Kristol became a major booster of McCain's presidential bid, drawn by the
senator's strong support for intervening in Kosovo. "I've spent a lot of
time with him over the years discussing the issues, and he's helped inform
me," McCain says. But he says that Republicans haven't always appreciated
Kristol's candor.
"There's a certain demand for uniformity, particularly on the right, that
in my view is distasteful -- that anyone who disagrees is unfortunately
branded an enemy."
Friends say Kristol has a knack for sounding reasonable, even while pushing
war. "He knows how to operate behind enemy lines, in a generally
liberal-dominated media world," says Marshall Wittmann, a former Christian
Coalition official.
In the early months of the Bush administration, Kristol, who had already
ticked off such GOP stalwarts as Newt Gingrich and Bob Dole, became
something of a pariah at the White House. When Bush apologized to win the
release of a U.S. flight crew detained by China, Kristol and Kagan wrote
that the president had caused a "profound national humiliation."

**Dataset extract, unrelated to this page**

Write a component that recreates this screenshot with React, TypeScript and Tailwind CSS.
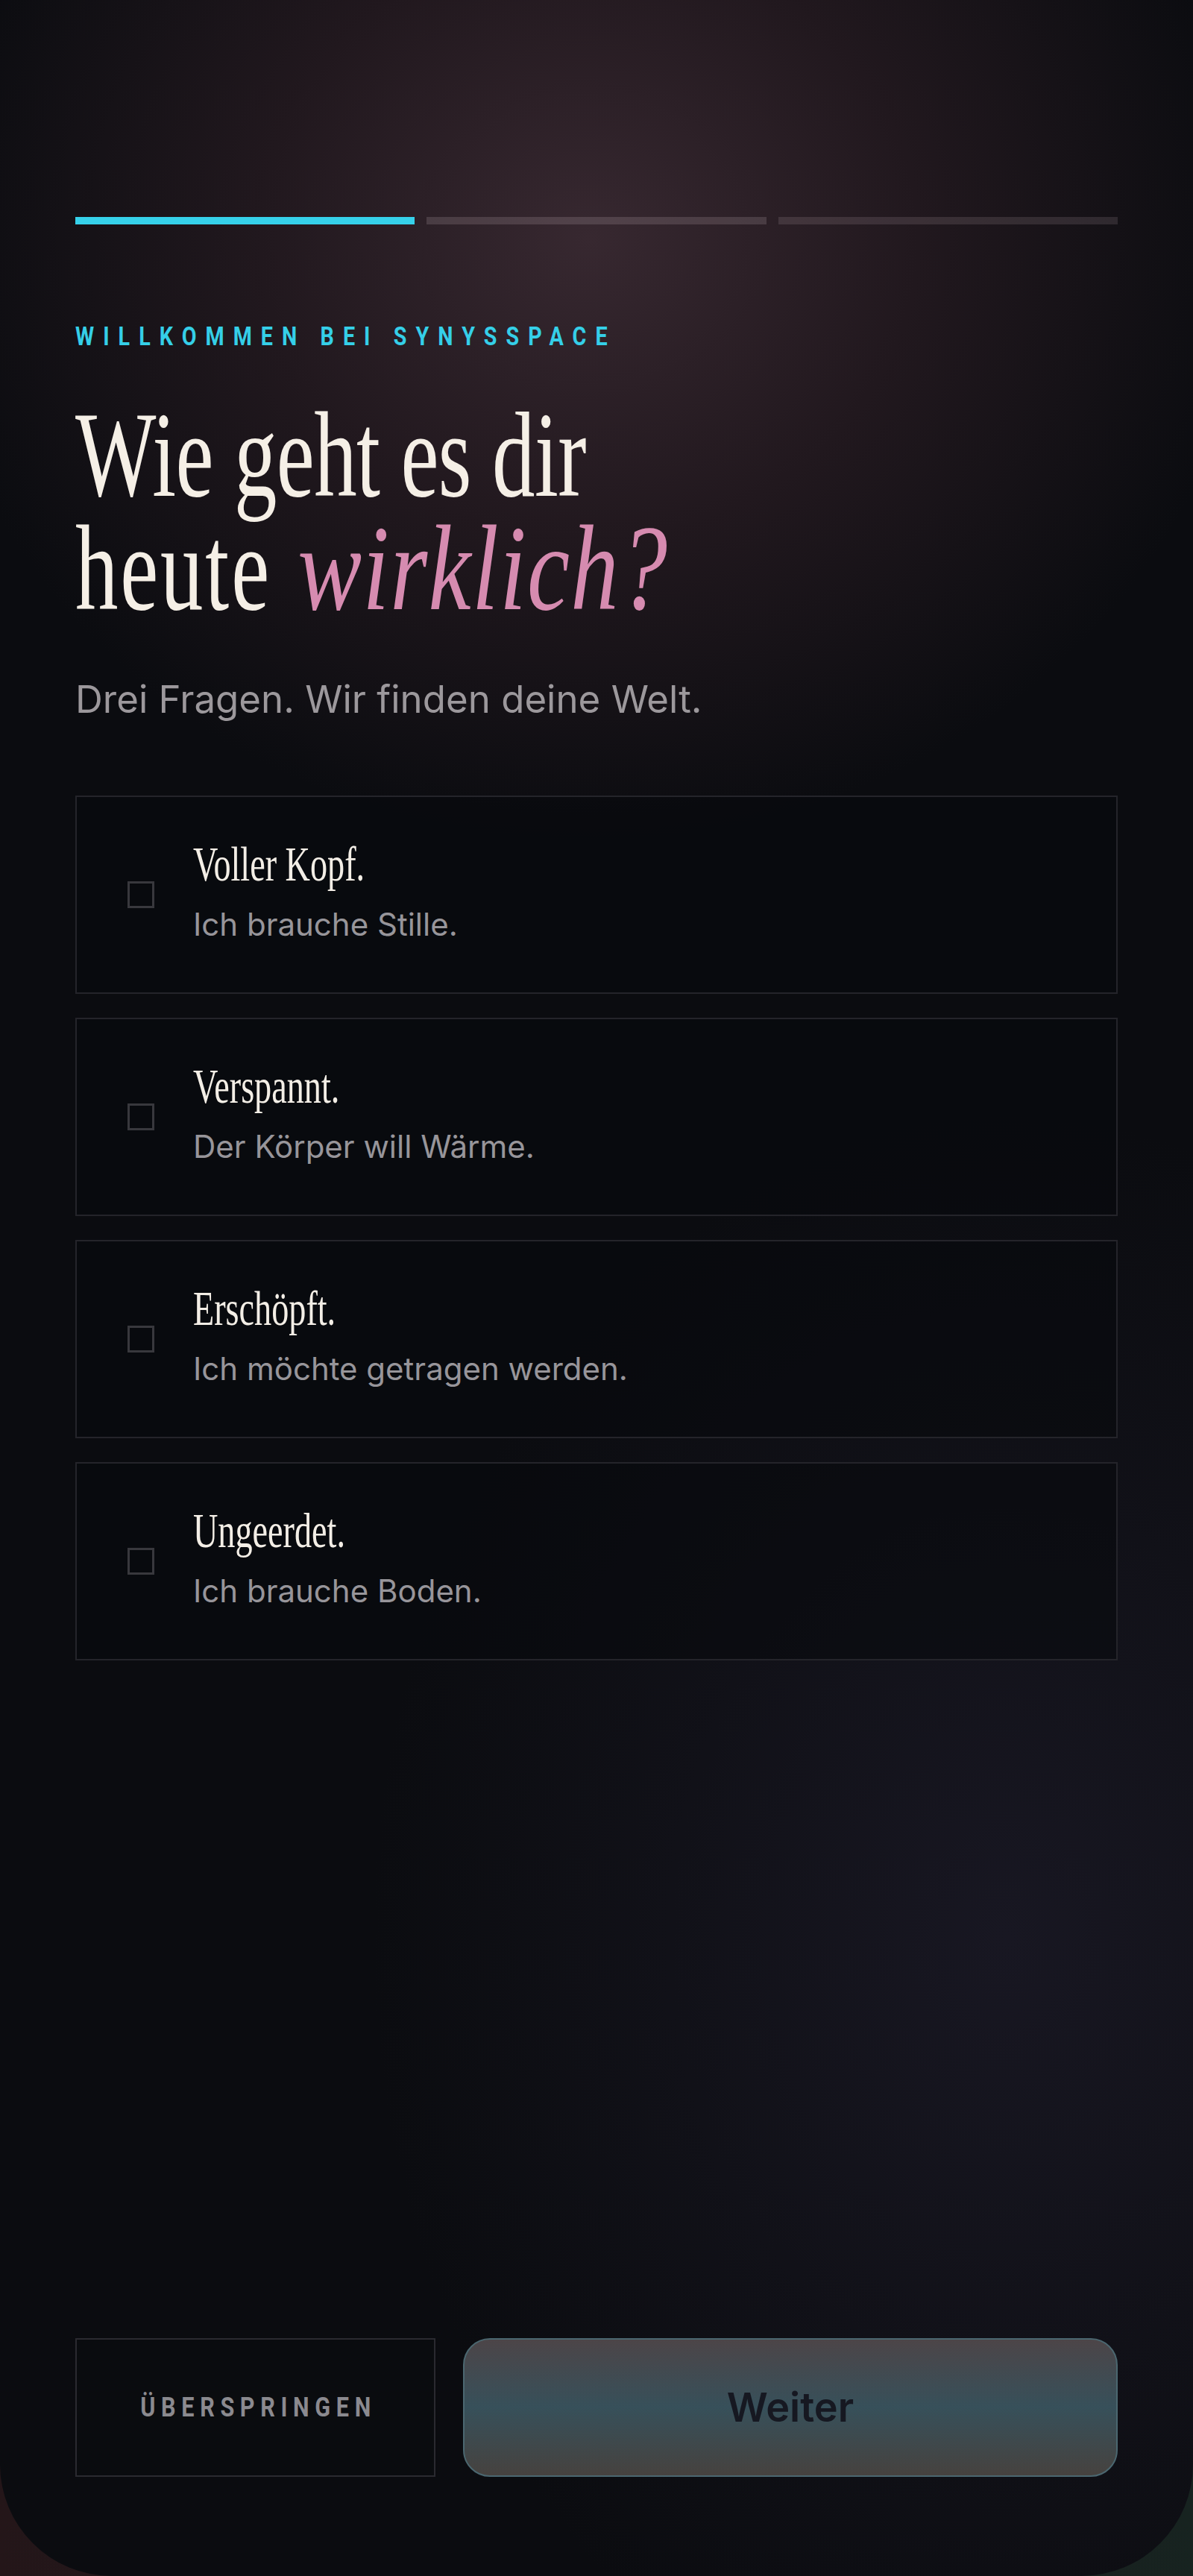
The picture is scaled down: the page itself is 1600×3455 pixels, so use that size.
import React from 'react';

const options = [
  { title: 'Voller Kopf.', text: 'Ich brauche Stille.' },
  { title: 'Verspannt.', text: 'Der Körper will Wärme.' },
  { title: 'Erschöpft.', text: 'Ich möchte getragen werden.' },
  { title: 'Ungeerdet.', text: 'Ich brauche Boden.' },
];

function Progress() {
  return (
    <div className="flex gap-[16px]">
      <div className="h-[10px] flex-1 bg-[#36d1ea]" />
      <div className="h-[10px] flex-1 bg-[#f3dbe4]/15" />
      <div className="h-[10px] flex-1 bg-[#f3dbe4]/12" />
    </div>
  );
}

function OptionCard({ title, text }: { title: string; text: string }) {
  return (
    <button
      type="button"
      className="flex h-[266px] w-full items-center border-2 border-[#24242a] bg-[#08090c]/55 pl-[68px] text-left"
    >
      <span className="h-[36px] w-[36px] flex-none border-[3px] border-[#38383d]" />
      <span className="mb-[16px] ml-[52px] flex flex-col">
        <span className="block origin-left scale-x-[0.7] whitespace-nowrap font-['Liberation_Serif',serif] text-[66px] leading-[76px] text-[#f3eee6]">
          {title}
        </span>
        <span className="mt-[19px] block font-['Inter',sans-serif] text-[42px] leading-[48px] text-[#97959a]">
          {text}
        </span>
      </span>
    </button>
  );
}

export default function App() {
  return (
    <div className="min-h-[3455px] w-full bg-[linear-gradient(90deg,#241619,#1c191d_50%,#172320)]">
      <div className="flex h-[3455px] w-full flex-col overflow-hidden rounded-b-[150px] bg-[#0b0c10] bg-[radial-gradient(ellipse_1050px_950px_at_790px_320px,#372830_0%,#21181e_42%,transparent_85%),radial-gradient(ellipse_1000px_1300px_at_1350px_2600px,#181722_0%,#111118_45%,transparent_85%)] px-[101px] pb-[133px] pt-[291px]">
        <Progress />

        <p className="mt-[131px] origin-left scale-x-[0.82] whitespace-nowrap font-['Roboto',sans-serif] text-[35px] font-bold leading-[40px] tracking-[0.42em] text-[#35cfe8]">
          WILLKOMMEN BEI SYNYSSPACE
        </p>

        <h1 className="mt-[62px] origin-left scale-x-[0.7] whitespace-nowrap font-['Liberation_Serif',serif] text-[164px] font-normal leading-[152px] tracking-[-0.005em] text-[#f5efe6]">
          <span className="block">Wie geht es dir</span>
          <span className="block">
            <span className="tracking-[0.025em]">heute</span>{' '}
            <em className="ml-[10px] inline-block origin-left scale-x-[1.12] tracking-[0.01em] text-[#d68bb0]">
              wirklich?
            </em>
          </span>
        </h1>

        <p className="mt-[70px] font-['Inter',sans-serif] text-[51px] leading-[60px] text-[#9c989c]">
          Drei Fragen. Wir finden deine Welt.
        </p>

        <div className="mt-[99px] flex flex-col gap-[32px]">
          {options.map((o) => (
            <OptionCard key={o.title} title={o.title} text={o.text} />
          ))}
        </div>

        <div className="flex-1" />

        <div className="flex h-[186px] gap-[37px]">
          <button
            type="button"
            className="flex w-[483px] flex-none items-center justify-center border-2 border-[#2a2a30] bg-[#0b0c10]/40"
          >
            <span className="block scale-x-[0.85] whitespace-nowrap pl-[0.25em] font-['Roboto',sans-serif] text-[36px] font-bold leading-[40px] tracking-[0.25em] text-[#8b8a8f]">
              ÜBERSPRINGEN
            </span>
          </button>
          <button
            type="button"
            className="flex flex-1 items-center justify-center rounded-[36px] border-2 border-[#4b6770] bg-[linear-gradient(180deg,#4c4548_0%,#37505a_50%,#46423f_100%)]"
          >
            <span className="font-['Inter',sans-serif] text-[54px] font-semibold leading-[64px] text-[#161821]">
              Weiter
            </span>
          </button>
        </div>
      </div>
    </div>
  );
}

"One of the more disreputable commentaries I've seen in a long time," said
Cheney, accusing Kristol of trying to "sell magazines." Powell called the
piece "absurd."
The political climate -- and Kristol's role -- changed dramatically after
Sept. 11. As Bush declared war on al Qaeda and began targeting Iraq, the
Standard moved into cheerleading mode. Kristol signed with Fox after being
dropped as a panelist by ABC's "This Week," doggedly defending Bush on
Murdoch's network.
Over the years, he says, "we were making what was then a pretty unpopular
case for a foreign policy that now resembles the Bush foreign policy,
post-9/11."
With U.S. forces on the verge of bombing Baghdad, this would seem to be
Kristol's moment. But he insists he's just one voice among many.
"If we've had some influence, I'm happy with that influence. Everything I
do is out in the open. I'm not one of the more shadowy figures in Washington."